Similarly to get_drafts(), this function allows the user to supply a league (NHL, SHL, NCAA III, etc.) and a season to get team names and URLs from EliteProspects.

library(elite)

# to get 2018 shl teams & team urls
get_teams("shl", 2018)

# to get 2013 and 2014, shl and nhl teams & team urls
get_teams(c("shl", "nhl"), 2013:2014)

get_player_stats_team()

This function works in conjunction to get_teams(), as it returns the players' stats for each supplied team.

library(elite)
library(dplyr)

# get every team & team url for the ohl in 2018
teams <- get_teams("ohl", 2018)

# get every players' stats for the ohl in 2018
get_player_stats_team(teams)

# the same thing as above but for the whl and for the past 2 seasons
get_teams("whl", 2017:2018) %>%
  get_player_stats_team()

get_player_stats_individual()

This function works in conjunction with both get_player_stats_team() and get_drafts(), as it provides the players' career statistics and bio. information (age, height, etc.) for a supplied name and player URL. This data is returned in a variable named player_statistics — a list variable in which each player's career statistics are in a nested tibble.
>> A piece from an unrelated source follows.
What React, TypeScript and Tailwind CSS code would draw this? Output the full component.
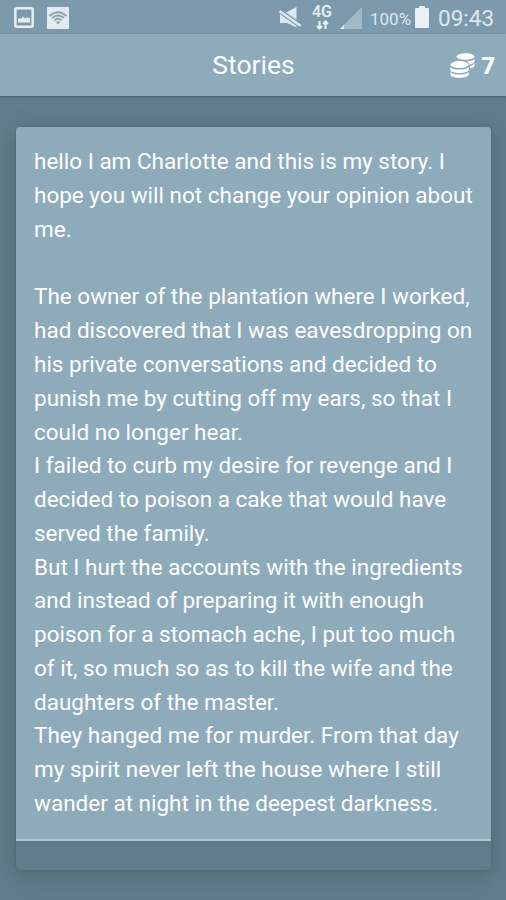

You can use tidyr::unnest() to lengthen the data-frame and see the players' career statistics.

library(elite)
library(dplyr)
library(tidyr)

# get nhl draft data from 2018
draft <- get_drafts("nhl", 2018)

# get all the drafted players' career stats and bio. info
stats <- get_player_stats_individual(draft)

# see unnested data frame
stats %>% tidyr::unnest(player_statistics)

# can also be used for season data
# same example as earlier
stats <- get_teams("whl", 2017:2018) %>%
  get_player_stats_team() %>%
  get_player_stats_individual()
  
stats %>% tidyr::unnest(player_statistics)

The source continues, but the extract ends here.